The Government is clear that it wants people to be able to fulfil their potential at work while living where they want, rather than needing to relocate to an overheated South East of England, or staying in a north west town rather than moving to the regional economic powerhouse of Manchester. Of course, that means attracting more high-quality jobs to geographically disparate areas in need of levelling up. We are delighted that many Purpose Coalition members are doing just that, such as software developer, Sage, in Winnersh and aerospace company, Leonardo, in Yeovil.
But levelling up can also mean giving people the chance to stay anchored in their communities and spend more of their week working remotely at a job nominally based in a big city. As I have written before, if you are living in Barrow or Blackpool and have your heart set on a job in a firm thriving as part of Manchester’s burgeoning creative hub, you might feel that you could do it without uprooting your family if given the option of working remotely for part of the week. If the requirement is to be full time in the Manchester office, you face the difficult choice of moving everyone out of a town that needs more of its brightest and best to stay, or a significant commute, or not applying at all.

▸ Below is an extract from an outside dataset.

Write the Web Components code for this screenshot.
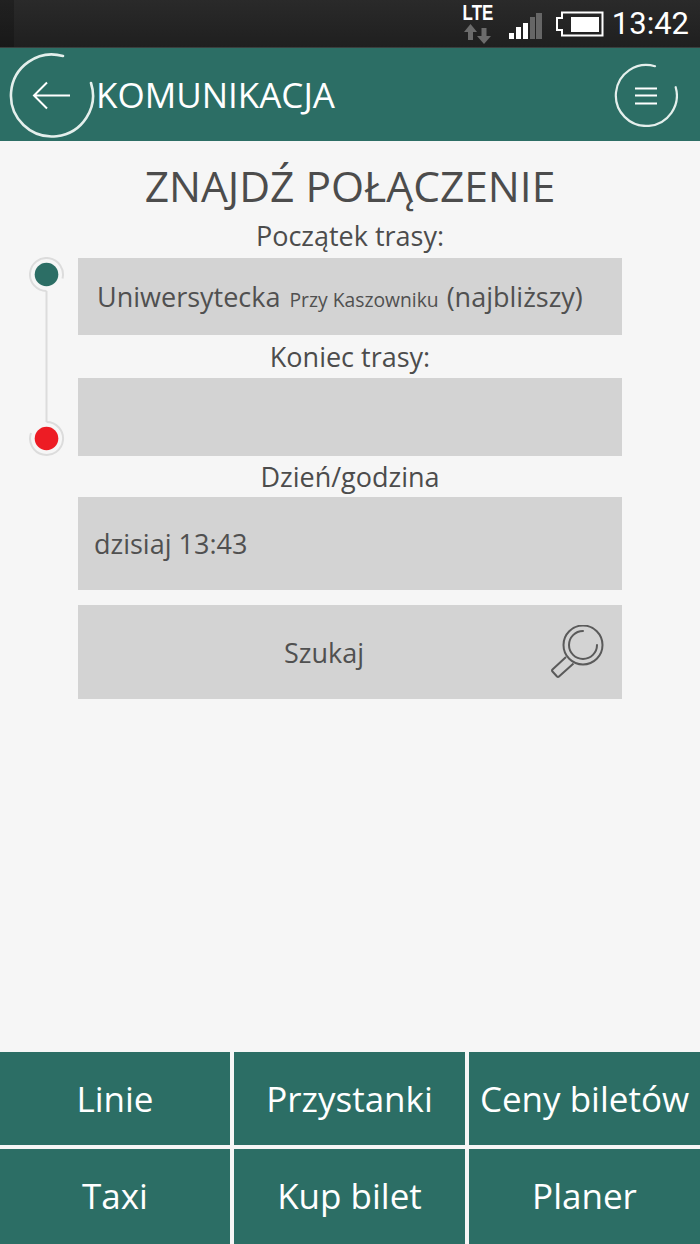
<!DOCTYPE html>
<html lang="pl">
<head>
<meta charset="utf-8">
<title>Komunikacja</title>
<style>
  html, body { margin: 0; padding: 0; height: 100%; }
  body { background: #f6f6f6; font-family: "Open Sans", sans-serif; color: #4c4c4c; }
  app-shell { height: 1244px; }
</style>
</head>
<body>
<app-shell>
  <status-bar slot="status"></status-bar>
  <top-bar slot="top">KOMUNIKACJA</top-bar>
  <route-form></route-form>
  <tile-grid slot="bottom">
    <nav-tile>Linie</nav-tile>
    <nav-tile>Przystanki</nav-tile>
    <nav-tile>Ceny biletów</nav-tile>
    <nav-tile>Taxi</nav-tile>
    <nav-tile>Kup bilet</nav-tile>
    <nav-tile>Planer</nav-tile>
  </tile-grid>
</app-shell>

<script>
function shadow(el, html) {
  el.attachShadow({ mode: "open" });
  el.shadowRoot.innerHTML = html;
}

class AppShell extends HTMLElement {
  constructor() {
    super();
    shadow(this, `
      <style>
        :host { display: flex; flex-direction: column; overflow: hidden; }
        .main { flex: 1; min-height: 0; }
      </style>
      <slot name="status"></slot>
      <slot name="top"></slot>
      <div class="main"><slot></slot></div>
      <slot name="bottom"></slot>
    `);
  }
}

class StatusBar extends HTMLElement {
  constructor() {
    super();
    shadow(this, `
      <style>
        :host {
          display: flex; height: 48px; box-sizing: border-box;
          align-items: center; justify-content: flex-end;
          background:
            linear-gradient(90deg, rgba(0,0,0,.22) 0 14px, transparent 14px),
            linear-gradient(#2a2a2a, #1f1f1f);
          border-bottom: 1px solid #3a3f3e;
          color: #fff;
        }
        .lte { align-self: flex-start; padding-top: 4px; display: flex; flex-direction: column; align-items: center; width: 32px; margin-right: 15px; }
        .lte b { font: 700 22px/18px "Liberation Sans", sans-serif; transform: scaleX(.77); }
        .lte svg { margin-top: 2px; }
        svg { display: block; }
        .bars { margin-right: 14px; margin-top: 5px; }
        .batt { margin-right: 8px; margin-top: 1px; }
        .time { font: 400 31px/34px Roboto, sans-serif; margin-right: 11px; }
      </style>
      <div class="lte">
        <b>LTE</b>
        <svg width="28" height="20" viewBox="0 0 28 20" fill="#6c6c6c">
          <path d="M6.500 0L13 8H9V16H4V8H0z"/>
          <path d="M17.500 4h5v8H27l-7 8-7-8h4.500z"/>
        </svg>
      </div>
      <svg class="bars" width="33" height="26" viewBox="0 0 33 26">
        <rect x="0" y="20" width="5" height="6" fill="#fff"/>
        <rect x="7" y="14" width="5" height="12" fill="#fff"/>
        <rect x="14" y="10" width="5" height="16" fill="#fff"/>
        <rect x="21" y="4" width="5" height="22" fill="#666"/>
        <rect x="27" y="0" width="6" height="26" fill="#666"/>
      </svg>
      <svg class="batt" width="48" height="26" viewBox="0 0 48 26">
        <path d="M6 1.500H46.500V24.500H6V19H1V7H6Z" fill="none" stroke="#fff" stroke-width="2"/>
        <rect x="15" y="6" width="28" height="15" fill="#fff"/>
      </svg>
      <span class="time">13:42</span>
    `);
  }
}

class TopBar extends HTMLElement {
  constructor() {
    super();
    shadow(this, `
      <style>
        :host {
          display: flex; height: 93px; align-items: center;
          background: #2c6e65; color: #fff;
        }
        .back { flex: none; margin-left: 9px; display: block; }
        .title { flex: 1; font: 400 35px/40px "Open Sans", sans-serif; }
        .menu { flex: none; margin-right: 22px; display: block; }
      </style>
      <svg class="back" width="87" height="86" viewBox="0 0 87 86" fill="none" stroke="#fff">
        <path d="M54 4A41 41 0 1 0 82 31" stroke="#e4efec" stroke-width="2.600" stroke-linecap="round"/>
        <path d="M61 43.500H25M38 30.500L25 43.500L38 56.500" stroke-width="2"/>
      </svg>
      <span class="title"><slot></slot></span>
      <svg class="menu" width="64" height="64" viewBox="0 0 64 64" fill="none" stroke="#fff">
        <path d="M41 3.200A30.500 30.500 0 1 0 61.700 24.200" stroke="#e4efec" stroke-width="2.200" stroke-linecap="round"/>
        <path d="M21 25.500H43M21 32.500H43M21 40.500H43" stroke-width="2"/>
      </svg>
    `);
  }
}

class RouteRail extends HTMLElement {
  constructor() {
    super();
    shadow(this, `
      <style>
        :host { display: block; width: 78px; flex: none; }
        svg { display: block; margin-left: 29px; }
      </style>
      <svg width="36" height="200" viewBox="0 0 36 200" fill="none" stroke="#dcdcdc" stroke-width="2">
        <path d="M17.500 34V165"/>
        <path d="M17.500 34A16.500 16.500 0 1 1 33.500 21.500"/>
        <path d="M17.500 165A16.500 16.500 0 1 1 2 176"/>
        <circle cx="17.500" cy="17.500" r="11.800" fill="#2c6e65" stroke="none"/>
        <circle cx="17.500" cy="181.500" r="11.800" fill="#ed1c24" stroke="none"/>
      </svg>
    `);
  }
}

class FieldBox extends HTMLElement {
  constructor() {
    super();
    shadow(this, `
      <style>
        :host { display: block; }
        .label {
          height: var(--label-h, 43px); display: flex; align-items: center; justify-content: center;
          font: 400 27px/34px "Open Sans", sans-serif; color: #4c4c4c;
        }
        .box {
          background: #d3d3d3; height: var(--box-h, 77px); box-sizing: border-box;
          display: flex; align-items: center; padding-left: var(--pad, 19px);
          padding-top: var(--box-pt, 0);
          font: 400 27px/34px "Open Sans", sans-serif; color: #505050; white-space: pre;
        }
      </style>
      <div class="label"></div>
      <div class="box"><div><slot></slot></div></div>
    `);
    this.shadowRoot.querySelector(".label").textContent = this.getAttribute("label") || "";
  }
}

class SearchButton extends HTMLElement {
  constructor() {
    super();
    shadow(this, `
      <style>
        :host {
          display: block; position: relative; margin-top: 15px; height: 94px;
          background: #d3d3d3; color: #505050;
        }
        .t {
          height: 100%; width: 492px; display: flex; align-items: center; justify-content: center;
          font: 400 27px/34px "Open Sans", sans-serif;
          padding-top: 2px; box-sizing: border-box;
        }
        svg { position: absolute; left: 472px; top: 20px; display: block; }
      </style>
      <div class="t"><slot></slot></div>
      <svg width="54" height="54" viewBox="0 0 54 54" fill="none" stroke="#5a5a5a" stroke-width="2">
        <circle cx="33" cy="20" r="19.500"/>
        <path d="M33 6A14 14 0 1 0 47 20" stroke-linecap="round"/>
        <path d="M16 32L2.500 44.500q-1 1 0 2L7 51.500q1 1 2 0L23.500 38.500"/>
      </svg>
    `);
  }
}

class RouteForm extends HTMLElement {
  constructor() {
    super();
    shadow(this, `
      <style>
        :host { display: block; }
        h1 {
          margin: 0; height: 74px; display: flex; align-items: flex-end; justify-content: center;
          font: 400 42.500px/58px "Open Sans", sans-serif; color: #4c4c4c; text-align: center;
        }
        .row { display: flex; padding-right: 78px; }
        .fields { flex: 1; min-width: 0; }
        .fields > :first-child { margin-top: -1px; }
        route-rail { margin-top: 42px; }
        .small { font-size: 19.300px; padding: 0 1px 0 2px; }
        .f2 { --label-h: 43px; --box-h: 78px; }
        .f3 { --label-h: 41px; --box-h: 93px; --pad: 16px; }
      </style>
      <h1>ZNAJDŹ POŁĄCZENIE</h1>
      <div class="row">
        <route-rail></route-rail>
        <div class="fields">
          <field-box label="Początek trasy:" style="--label-h:44px;--box-pt:3px">Uniwersytecka <span class="small">Przy Kaszowniku</span> (najbliższy)</field-box>
          <field-box class="f2" label="Koniec trasy:"></field-box>
          <field-box class="f3" label="Dzień/godzina">dzisiaj 13:43</field-box>
          <search-button>Szukaj</search-button>
        </div>
      </div>
    `);
  }
}

class TileGrid extends HTMLElement {
  constructor() {
    super();
    shadow(this, `
      <style>
        :host {
          display: grid; grid-template-columns: 230px 231px 231px; grid-template-rows: 93px 95px;
          gap: 4px; margin-top: auto;
        }
      </style>
      <slot></slot>
    `);
  }
}

class NavTile extends HTMLElement {
  constructor() {
    super();
    shadow(this, `
      <style>
        :host {
          display: flex; align-items: center; justify-content: center;
          background: #2c6e65; color: #fff; white-space: nowrap;
          font: 400 35px/46px "Open Sans", sans-serif;
        }
        :host(:nth-child(n+4)) { padding-bottom: 2px; box-sizing: border-box; }
      </style>
      <slot></slot>
    `);
  }
}

customElements.define("app-shell", AppShell);
customElements.define("status-bar", StatusBar);
customElements.define("top-bar", TopBar);
customElements.define("route-rail", RouteRail);
customElements.define("field-box", FieldBox);
customElements.define("search-button", SearchButton);
customElements.define("route-form", RouteForm);
customElements.define("tile-grid", TileGrid);
customElements.define("nav-tile", NavTile);
</script>
</body>
</html>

The Purpose Coalition seeks to contribute to environment, social and governance issues by improving the quality of dialogue and understanding between those businesses who are doing so much to improve standards across a range of issues, and government and political representatives who will always have a crucial role to play in setting the framework in which private enterprise can succeed.
So, the Purpose Coalition was delighted be in Parliament last week to launch its assessment of Virgin Money’s contribution to levelling up, including its innovative approach to breaking down the geographical barriers that can hold back recruitment https://www.purpose-coalition.org/impact-reports/virgin-money-impact-report. The commitment of this inspiring purpose-led business to location-less recruitment and hybrid working is exactly what the political world needs to understand better how to enrich its own conversations.
Like so many other areas, business leaders in the Purpose Coalition are driving productivity growth by applying their progressive values to a challenging and shifting economic environment, keeping a close eye on what is working and what is not.
Political leaders who remain determined to level up the UK in this increasingly tough fiscal climate must approach the issue of where to work with the same open eyes and open mind.